§ Written request: Give an exact transcription of every line, dropping the images.

§ Available data:
** START **
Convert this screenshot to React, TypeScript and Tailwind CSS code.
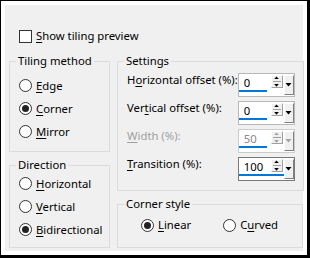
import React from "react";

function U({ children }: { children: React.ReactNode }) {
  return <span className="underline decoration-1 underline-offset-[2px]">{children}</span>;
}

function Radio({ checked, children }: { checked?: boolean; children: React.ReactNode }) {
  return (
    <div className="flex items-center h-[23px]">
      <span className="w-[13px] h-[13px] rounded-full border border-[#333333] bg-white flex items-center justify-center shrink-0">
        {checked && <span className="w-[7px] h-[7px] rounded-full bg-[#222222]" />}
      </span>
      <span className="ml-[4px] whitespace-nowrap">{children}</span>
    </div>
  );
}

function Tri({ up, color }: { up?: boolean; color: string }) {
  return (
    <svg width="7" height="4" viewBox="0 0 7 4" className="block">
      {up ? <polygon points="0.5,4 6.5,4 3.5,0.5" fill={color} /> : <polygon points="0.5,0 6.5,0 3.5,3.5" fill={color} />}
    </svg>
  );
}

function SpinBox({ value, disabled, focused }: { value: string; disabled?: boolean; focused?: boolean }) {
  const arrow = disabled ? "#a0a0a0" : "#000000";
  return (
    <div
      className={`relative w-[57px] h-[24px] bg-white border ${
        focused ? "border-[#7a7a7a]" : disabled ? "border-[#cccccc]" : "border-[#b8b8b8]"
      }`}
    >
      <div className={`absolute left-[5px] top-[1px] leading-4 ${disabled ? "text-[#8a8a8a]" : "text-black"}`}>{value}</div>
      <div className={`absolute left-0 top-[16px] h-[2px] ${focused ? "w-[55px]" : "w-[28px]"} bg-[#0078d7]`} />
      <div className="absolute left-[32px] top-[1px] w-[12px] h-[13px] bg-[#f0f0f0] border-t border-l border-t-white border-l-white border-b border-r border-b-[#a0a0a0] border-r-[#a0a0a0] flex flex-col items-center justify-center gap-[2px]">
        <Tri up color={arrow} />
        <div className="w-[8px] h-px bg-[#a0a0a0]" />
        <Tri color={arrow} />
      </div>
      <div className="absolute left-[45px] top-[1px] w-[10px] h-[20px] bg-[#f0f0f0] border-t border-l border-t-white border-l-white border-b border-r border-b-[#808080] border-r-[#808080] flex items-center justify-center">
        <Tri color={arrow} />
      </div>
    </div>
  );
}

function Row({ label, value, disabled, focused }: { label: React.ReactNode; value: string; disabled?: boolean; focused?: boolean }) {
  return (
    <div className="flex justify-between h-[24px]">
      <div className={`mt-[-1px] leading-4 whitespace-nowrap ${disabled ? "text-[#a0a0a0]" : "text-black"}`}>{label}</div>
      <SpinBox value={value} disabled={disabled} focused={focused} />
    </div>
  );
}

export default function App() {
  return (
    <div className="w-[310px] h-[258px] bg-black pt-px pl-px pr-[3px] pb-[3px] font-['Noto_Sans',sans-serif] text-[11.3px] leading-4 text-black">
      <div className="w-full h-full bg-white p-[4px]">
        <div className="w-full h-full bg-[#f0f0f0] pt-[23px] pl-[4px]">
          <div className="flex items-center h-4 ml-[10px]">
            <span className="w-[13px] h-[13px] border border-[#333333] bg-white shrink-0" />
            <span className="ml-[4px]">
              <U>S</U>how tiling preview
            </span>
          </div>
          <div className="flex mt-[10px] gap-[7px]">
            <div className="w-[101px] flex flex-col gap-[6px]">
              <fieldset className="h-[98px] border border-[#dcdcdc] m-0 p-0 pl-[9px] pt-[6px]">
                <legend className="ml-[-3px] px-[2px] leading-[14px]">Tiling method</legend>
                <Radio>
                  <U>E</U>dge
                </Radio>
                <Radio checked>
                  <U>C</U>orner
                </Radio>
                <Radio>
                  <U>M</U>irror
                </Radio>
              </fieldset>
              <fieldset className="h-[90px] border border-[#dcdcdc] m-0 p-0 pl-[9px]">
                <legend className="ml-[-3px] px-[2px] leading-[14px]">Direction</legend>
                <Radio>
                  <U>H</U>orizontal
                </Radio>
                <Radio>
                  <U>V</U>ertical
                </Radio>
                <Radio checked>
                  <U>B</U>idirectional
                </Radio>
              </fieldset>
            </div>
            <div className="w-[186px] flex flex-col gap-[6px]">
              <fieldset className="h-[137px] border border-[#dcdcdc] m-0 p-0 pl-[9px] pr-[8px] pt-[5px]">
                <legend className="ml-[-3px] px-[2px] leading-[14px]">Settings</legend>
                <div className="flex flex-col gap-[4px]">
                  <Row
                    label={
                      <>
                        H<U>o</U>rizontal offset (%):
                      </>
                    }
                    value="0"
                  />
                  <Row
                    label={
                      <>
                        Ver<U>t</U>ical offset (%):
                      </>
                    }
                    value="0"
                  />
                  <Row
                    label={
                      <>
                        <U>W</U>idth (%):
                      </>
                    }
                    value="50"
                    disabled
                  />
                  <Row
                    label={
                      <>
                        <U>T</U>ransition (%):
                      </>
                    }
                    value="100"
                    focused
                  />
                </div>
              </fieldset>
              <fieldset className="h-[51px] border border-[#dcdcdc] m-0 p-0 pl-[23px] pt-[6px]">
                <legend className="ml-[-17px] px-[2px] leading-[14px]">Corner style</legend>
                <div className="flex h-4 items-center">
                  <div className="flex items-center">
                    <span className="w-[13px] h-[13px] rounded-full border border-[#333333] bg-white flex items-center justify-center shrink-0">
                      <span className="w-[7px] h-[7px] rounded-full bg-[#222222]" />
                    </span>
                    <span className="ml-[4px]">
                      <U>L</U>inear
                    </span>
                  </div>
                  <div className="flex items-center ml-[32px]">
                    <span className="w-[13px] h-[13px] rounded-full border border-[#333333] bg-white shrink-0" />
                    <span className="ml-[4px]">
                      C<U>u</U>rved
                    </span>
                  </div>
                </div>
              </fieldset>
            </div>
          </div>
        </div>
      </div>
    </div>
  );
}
** END **
§ Reply to the task:
Convert this screenshot to React, TypeScript and Tailwind CSS code.
import React from "react";

function U({ children }: { children: React.ReactNode }) {
  return <span className="underline decoration-1 underline-offset-[2px]">{children}</span>;
}

function Radio({ checked, children }: { checked?: boolean; children: React.ReactNode }) {
  return (
    <div className="flex items-center h-[23px]">
      <span className="w-[13px] h-[13px] rounded-full border border-[#333333] bg-white flex items-center justify-center shrink-0">
        {checked && <span className="w-[7px] h-[7px] rounded-full bg-[#222222]" />}
      </span>
      <span className="ml-[4px] whitespace-nowrap">{children}</span>
    </div>
  );
}

function Tri({ up, color }: { up?: boolean; color: string }) {
  return (
    <svg width="7" height="4" viewBox="0 0 7 4" className="block">
      {up ? <polygon points="0.5,4 6.5,4 3.5,0.5" fill={color} /> : <polygon points="0.5,0 6.5,0 3.5,3.5" fill={color} />}
    </svg>
  );
}

function SpinBox({ value, disabled, focused }: { value: string; disabled?: boolean; focused?: boolean }) {
  const arrow = disabled ? "#a0a0a0" : "#000000";
  return (
    <div
      className={`relative w-[57px] h-[24px] bg-white border ${
        focused ? "border-[#7a7a7a]" : disabled ? "border-[#cccccc]" : "border-[#b8b8b8]"
      }`}
    >
      <div className={`absolute left-[5px] top-[1px] leading-4 ${disabled ? "text-[#8a8a8a]" : "text-black"}`}>{value}</div>
      <div className={`absolute left-0 top-[16px] h-[2px] ${focused ? "w-[55px]" : "w-[28px]"} bg-[#0078d7]`} />
      <div className="absolute left-[32px] top-[1px] w-[12px] h-[13px] bg-[#f0f0f0] border-t border-l border-t-white border-l-white border-b border-r border-b-[#a0a0a0] border-r-[#a0a0a0] flex flex-col items-center justify-center gap-[2px]">
        <Tri up color={arrow} />
        <div className="w-[8px] h-px bg-[#a0a0a0]" />
        <Tri color={arrow} />
      </div>
      <div className="absolute left-[45px] top-[1px] w-[10px] h-[20px] bg-[#f0f0f0] border-t border-l border-t-white border-l-white border-b border-r border-b-[#808080] border-r-[#808080] flex items-center justify-center">
        <Tri color={arrow} />
      </div>
    </div>
  );
}

function Row({ label, value, disabled, focused }: { label: React.ReactNode; value: string; disabled?: boolean; focused?: boolean }) {
  return (
    <div className="flex justify-between h-[24px]">
      <div className={`mt-[-1px] leading-4 whitespace-nowrap ${disabled ? "text-[#a0a0a0]" : "text-black"}`}>{label}</div>
      <SpinBox value={value} disabled={disabled} focused={focused} />
    </div>
  );
}

export default function App() {
  return (
    <div className="w-[310px] h-[258px] bg-black pt-px pl-px pr-[3px] pb-[3px] font-['Noto_Sans',sans-serif] text-[11.3px] leading-4 text-black">
      <div className="w-full h-full bg-white p-[4px]">
        <div className="w-full h-full bg-[#f0f0f0] pt-[23px] pl-[4px]">
          <div className="flex items-center h-4 ml-[10px]">
            <span className="w-[13px] h-[13px] border border-[#333333] bg-white shrink-0" />
            <span className="ml-[4px]">
              <U>S</U>how tiling preview
            </span>
          </div>
          <div className="flex mt-[10px] gap-[7px]">
            <div className="w-[101px] flex flex-col gap-[6px]">
              <fieldset className="h-[98px] border border-[#dcdcdc] m-0 p-0 pl-[9px] pt-[6px]">
                <legend className="ml-[-3px] px-[2px] leading-[14px]">Tiling method</legend>
                <Radio>
                  <U>E</U>dge
                </Radio>
                <Radio checked>
                  <U>C</U>orner
                </Radio>
                <Radio>
                  <U>M</U>irror
                </Radio>
              </fieldset>
              <fieldset className="h-[90px] border border-[#dcdcdc] m-0 p-0 pl-[9px]">
                <legend className="ml-[-3px] px-[2px] leading-[14px]">Direction</legend>
                <Radio>
                  <U>H</U>orizontal
                </Radio>
                <Radio>
                  <U>V</U>ertical
                </Radio>
                <Radio checked>
                  <U>B</U>idirectional
                </Radio>
              </fieldset>
            </div>
            <div className="w-[186px] flex flex-col gap-[6px]">
              <fieldset className="h-[137px] border border-[#dcdcdc] m-0 p-0 pl-[9px] pr-[8px] pt-[5px]">
                <legend className="ml-[-3px] px-[2px] leading-[14px]">Settings</legend>
                <div className="flex flex-col gap-[4px]">
                  <Row
                    label={
                      <>
                        H<U>o</U>rizontal offset (%):
                      </>
                    }
                    value="0"
                  />
                  <Row
                    label={
                      <>
                        Ver<U>t</U>ical offset (%):
                      </>
                    }
                    value="0"
                  />
                  <Row
                    label={
                      <>
                        <U>W</U>idth (%):
                      </>
                    }
                    value="50"
                    disabled
                  />
                  <Row
                    label={
                      <>
                        <U>T</U>ransition (%):
                      </>
                    }
                    value="100"
                    focused
                  />
                </div>
              </fieldset>
              <fieldset className="h-[51px] border border-[#dcdcdc] m-0 p-0 pl-[23px] pt-[6px]">
                <legend className="ml-[-17px] px-[2px] leading-[14px]">Corner style</legend>
                <div className="flex h-4 items-center">
                  <div className="flex items-center">
                    <span className="w-[13px] h-[13px] rounded-full border border-[#333333] bg-white flex items-center justify-center shrink-0">
                      <span className="w-[7px] h-[7px] rounded-full bg-[#222222]" />
                    </span>
                    <span className="ml-[4px]">
                      <U>L</U>inear
                    </span>
                  </div>
                  <div className="flex items-center ml-[32px]">
                    <span className="w-[13px] h-[13px] rounded-full border border-[#333333] bg-white shrink-0" />
                    <span className="ml-[4px]">
                      C<U>u</U>rved
                    </span>
                  </div>
                </div>
              </fieldset>
            </div>
          </div>
        </div>
      </div>
    </div>
  );
}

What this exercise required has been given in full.